Tennessee Unclaimed Property returns WWII Military Medals to family

Tennessee State Treasurer David H. Lillard, Jr. returned missing military medals to the Foster family at the Tennessee State Capitol

NASHVILLE, TN – Tennessee State Treasurer David H. Lillard, Jr. returned four missing WWII military medals to the family of Joseph R. Foster.

The Tennessee Department of Treasury, Division of Unclaimed Property, was able to connect with the medal recipient’s daughter, Melisa Foster Washington, thanks to a Treasury social media campaign initially launched around Veterans’ Day in 2021. [video]

The late Joseph R. Foster served in the U.S. Army in Germany in WWII as part of the Rhineland Campaign. For his service, he was awarded four military medals: The European-African-Middle Eastern Campaign Medal, The Army of Occupation Medal, the World War II Victory Medal, and the Good Conduct Medal.

Mr. Foster, who had spoken proudly of his service to his children, stored the medals in a safe-deposit box in a Nashville area bank. After his death in 2010, the medals were found in the abandoned safe-deposit box. Thanks to the Tennessee law protecting all military decorations, the bank turned the medals over to Unclaimed Property. 

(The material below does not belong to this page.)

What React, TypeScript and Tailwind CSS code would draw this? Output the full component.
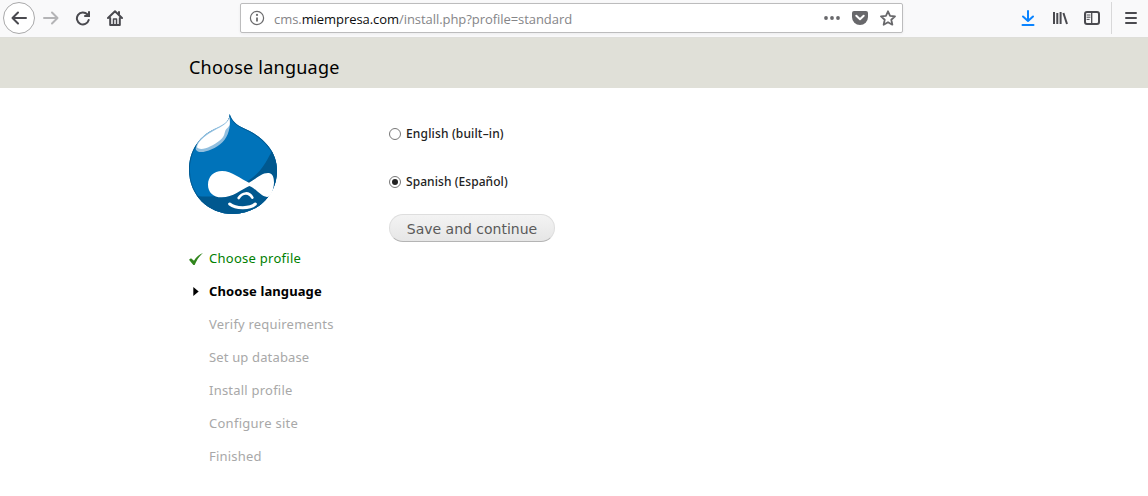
import type { ReactNode } from "react";

function BrowserIcon({ children, className = "" }: { children: ReactNode; className?: string }) {
  return (
    <svg
      viewBox="0 0 16 16"
      className={`block h-4 w-4 shrink-0 ${className}`}
      fill="none"
      stroke="currentColor"
      strokeWidth="2"
      strokeLinecap="round"
      strokeLinejoin="round"
    >
      {children}
    </svg>
  );
}

function Toolbar() {
  return (
    <header className="flex h-[38px] items-start border-b border-[#deded9] bg-[#f9f9fa] text-[#4a4a4f]">
      <div className="ml-[3px] mt-[2px] flex h-8 w-8 items-center justify-center rounded-full border border-[#a9a9aa] bg-white">
        <BrowserIcon>
          <path d="M15 8H1.5M7 2.5 1.5 8 7 13.5" />
        </BrowserIcon>
      </div>
      <BrowserIcon className="ml-2 mt-[10px] text-[#b4b4b6]">
        <path d="M1 8h13.5M9 2.5 14.500 8 9 13.5" />
      </BrowserIcon>
      <BrowserIcon className="ml-4 mt-[10px]">
        <path d="M12.300 4.300A6 6 0 1 0 13.700 10" />
        <path d="M15 1.500v5.500H9.500z" fill="currentColor" stroke="none" />
        <path d="M14 2v4h-4" />
      </BrowserIcon>
      <BrowserIcon className="ml-4 mt-[10px]">
        <path d="M1 8 8 1.300 15 8M3.200 8v7h9.600V8" />
        <path d="M6.500 14V9h3v5" strokeWidth="1.500" />
        <path d="M12 2v2" />
      </BrowserIcon>

      <div className="ml-[117px] mt-[3px] flex h-[30px] w-[663px] items-center rounded-[2px] border border-[#bcbcbd] bg-white pl-2 shadow-[0_1px_3px_rgba(0,0,0,0.06)]">
        <BrowserIcon className="text-[#6b6b6d]">
          <circle cx="8" cy="8" r="6.600" strokeWidth="1.200" />
          <path d="M8 7.500v4" strokeLinecap="butt" strokeWidth="1.800" />
          <circle cx="8" cy="4.900" r="1.100" fill="currentColor" stroke="none" />
        </BrowserIcon>
        <span className="ml-[9px] mt-[2px] w-[320px] whitespace-nowrap font-['Open_Sans',sans-serif] text-[13px] leading-[18px] tracking-[-0.06px] text-[#858588]">
          cms.<span className="text-[#0c0c0d]">miempresa.com</span>/install.php?profile=standard
        </span>
        <div className="ml-auto mr-[6px] flex items-center gap-3 text-[#68686b]">
          <BrowserIcon>
            <g fill="currentColor" stroke="none">
              <circle cx="2" cy="8" r="1.900" />
              <circle cx="8" cy="8" r="1.900" />
              <circle cx="14" cy="8" r="1.900" />
            </g>
          </BrowserIcon>
          <BrowserIcon>
            <path d="M2 1h12a2 2 0 0 1 2 2v4A8 8 0 0 1 0 7V3a2 2 0 0 1 2-2z" fill="currentColor" stroke="none" />
            <path d="M4.300 5.800 8 9.300 11.700 5.800" stroke="white" />
          </BrowserIcon>
          <BrowserIcon>
            <path d="m8 1.300 2.050 4.550 4.950.55-3.700 3.350 1.050 4.950L8 12.200 3.650 14.700 4.700 9.750 1 6.400l4.950-.55z" strokeWidth="1.800" />
          </BrowserIcon>
        </div>
      </div>

      <BrowserIcon className="ml-[117px] mt-[10px] text-[#0a84ff]">
        <path d="M8 1v9.500M3 6.500l5 4.500 5-4.500M2.500 15h11" />
      </BrowserIcon>
      <BrowserIcon className="ml-4 mt-[10px]">
        <path d="M2 2v12M5.300 3v11M8.600 2v12M11.400 3 15 14" strokeLinecap="butt" />
      </BrowserIcon>
      <BrowserIcon className="ml-4 mt-[10px]">
        <rect x="1" y="2" width="14" height="12" rx="2" />
        <path d="M7.700 2v12" strokeWidth="1.300" />
        <path d="M3 5h3M3 7.200h3M3 9.400h2.200" strokeWidth="1" />
      </BrowserIcon>
      <div className="ml-[11px] mt-[2px] h-8 w-px bg-[#d8d8d9]" />
      <BrowserIcon className="ml-[11px] mt-[10px]">
        <path d="M3 3h10M3 8h10M3 13h10" />
      </BrowserIcon>
    </header>
  );
}

function Logo() {
  return (
    <svg viewBox="27 27 264 300" className="block h-[100px] w-[88px]">
      <defs>
        <clipPath id="drop">
          <path d="M149 27C155 46 169 60 190 69C235 88 291 129 291 196C291 272 232 327 159 327C85 327 27 270 27 195C27 137 57 98 93 78C119 64 146 62 149 27Z" />
        </clipPath>
      </defs>
      <g clipPath="url(#drop)">
        <path d="M27 27h264v300H27z" fill="#0073ba" />
        <path d="M291 120C267 143 262 178 226 211C196 237 172 243 161 254C126 277 75 278 27 270V327H291Z" fill="#00588f" />
        <path d="M149 27C155 46 169 60 190 69C235 88 291 129 291 196C291 272 232 327 159 327C85 327 27 270 27 195C27 137 57 98 93 78C119 64 146 62 149 27Z" fill="none" stroke="#00588f" strokeWidth="5" />
      </g>
      <path d="M149 34C142 58 116 64 93 77C69 90 50 109 47 132C51 151 99 139 128 111C145 94 153 67 149 34Z" fill="#91bfdf" />
      <path d="M148 40C139 61 117 68 96 80C71 94 52 112 51 127C62 140 97 125 121 105C139 91 130 77 143 68C151 62 150 54 148 40Z" fill="white" />
      <path d="M126 198C156 198 181 222 207 233C228 223 244 202 267 204C278 206 282 217 282 233C281 253 274 276 261 276C242 275 227 249 208 243C184 253 159 277 125 277C99 277 84 261 84 239C84 215 101 198 126 198Z" fill="white" />
      <path d="M176 279C187 262 207 260 217 278" fill="none" stroke="white" strokeWidth="8" strokeLinecap="round" />
      <path d="M149 297C169 313 210 311 226 297" fill="none" stroke="white" strokeWidth="9" strokeLinecap="round" />
    </svg>
  );
}

const steps = [
  { label: "Verify requirements", tracking: "tracking-[0.2px]" },
  { label: "Set up database", tracking: "tracking-[0.15px]" },
  { label: "Install profile", tracking: "tracking-[0.22px]" },
  { label: "Configure site", tracking: "tracking-[0.27px]" },
  { label: "Finished", tracking: "tracking-[0.2px]" },
];

function Sidebar() {
  return (
    <aside className="w-[200px] shrink-0 pt-[26px]">
      <Logo />
      <ol className="mt-7 text-[13px] leading-[33px] text-[#a8a8a8]">
        <li className="flex h-[33px] items-center text-[#008000]">
          <svg viewBox="0 0 42 36" className="mr-[6px] h-3 w-[14px]">
            <path d="M0 20 6 16 15 23C22 12 31 4 42 0C30 10 23 22 17 36H13Z" fill="#30851c" />
          </svg>
          <span className="tracking-[0.27px]">Choose profile</span>
        </li>
        <li className="flex h-[33px] items-center font-bold text-black">
          <svg viewBox="0 0 6 10" className="ml-1 mr-[10px] h-[9px] w-[6px]">
            <path d="M0 0 6 5 0 10z" />
          </svg>
          <span className="tracking-[0.1px]">Choose language</span>
        </li>
        {steps.map((step) => (
          <li key={step.label} className={`h-[33px] pl-5 ${step.tracking}`}>
            {step.label}
          </li>
        ))}
      </ol>
    </aside>
  );
}

function LanguageOption({ label, tracking, checked = false }: { label: string; tracking: string; checked?: boolean }) {
  return (
    <label className="flex h-12 items-center text-[12px] leading-4 text-[#222]">
      <input type="radio" name="language" defaultChecked={checked} className="peer sr-only" />
      <span className="mr-[5px] flex h-3 w-3 items-center justify-center rounded-full border border-[#777] bg-white">
        {checked && <span className="h-[6px] w-[6px] rounded-full bg-[#222]" />}
      </span>
      <span className={`font-medium ${tracking}`}>{label}</span>
    </label>
  );
}

export default function App() {
  return (
    <div className="h-[496px] overflow-hidden bg-white font-['Noto_Sans',sans-serif]">
      <Toolbar />
      <div className="h-[50px] bg-[#e0e0d8] pl-[189px] pt-[16px]">
        <h1 className="text-[18px] leading-[26px] tracking-[0.23px] text-black">Choose language</h1>
      </div>
      <main className="flex pl-[189px]">
        <Sidebar />
        <form className="pt-[22px]">
          <LanguageOption label="English (built–in)" tracking="tracking-[0.16px]" />
          <LanguageOption label="Spanish (Español)" tracking="tracking-[0.07px]" checked />
          <button
            type="button"
            className="mt-2 h-7 w-[166px] whitespace-nowrap rounded-full border border-[#dedede] border-b-[#b4b4b4] bg-linear-to-b from-[#f3f3f3] to-[#e6e6e6] pt-[2px] font-['DejaVu_Sans',sans-serif] text-[14px] leading-6 text-[#5a5a5a]"
          >
            Save and continue
          </button>
        </form>
      </main>
    </div>
  );
}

“The returning of military medals is very special because it’s our way as a state and a population to recognize the service and sacrifice of veterans who have served our country and protected our freedom,” Treasurer Lillard said. “You can’t put a price on that.” [video]

Treasurer Lillard presented the medals to Mrs. Washington and her brother, David Foster, at the Tennessee State Capitol. Joining Treasurer Lillard were Retired Tennessee National Guard MG Tommy H. Baker, Commissioner for the Tennessee Department of Veterans’ Services, and Colonel Jason Glass, Assistant Adjutant General for the Tennessee Air National Guard. [video]

“I was a teenager when my dad passed. So, I didn’t get a lot of time with him,” said Melisa Foster Washington. “I never thought this moment would come where I would have some type of memorabilia from his service. Having these medals returned is having a piece of my dad and a piece of his story. Honestly, this just means the world to me.” [video]

Inspired by her father’s service, Mrs. Washington joined the Army National Guard, where she has proudly served for 13 years.

“The things that he told me about the war, his service there, and what he went through to get there always inspired everyone in our family,” said David Foster. “It’s a great honor to get these medals and I certainly appreciate it very much.” [video]

The Division of Unclaimed Property helped connect Mr. Foster’s family to the medals through the State Treasury’s concentrated social media outreach efforts enabled by a law passed by the General Assembly in May 2011, which was designed to protect military medals for veterans. The law identifies a military medal as any decoration or award that may be presented or awarded to a member of a unit of the Armed Forces or National Guard. Treasury’s Division of Unclaimed Property is responsible for their safekeeping.

“We are so proud that the state has put mechanisms in place that allowed this to happen,” Commissioner Baker said. “It’s a culmination, a reuniting of everything that they had heard as young children and now they have the medals he earned through his service.” [video]

“It’s amazing the power of the internet today and that we were able to reconnect David and Melisa with their father’s medals,” said Colonel Jason Glass. “Reuniting these awards with the children, it means something special. It brings a piece of their father back to them.” [video]

About the Tennessee Treasury Unclaimed Property Division:

Unclaimed property is money that has been turned over to the State by businesses and organizations that cannot locate the rightful owners. Every year, millions of missing dollars are turned over, and the Tennessee Treasury Department works to get that money back to the rightful owners. In Tennessee, there is currently $1.2 billion in unclaimed property still waiting to be returned.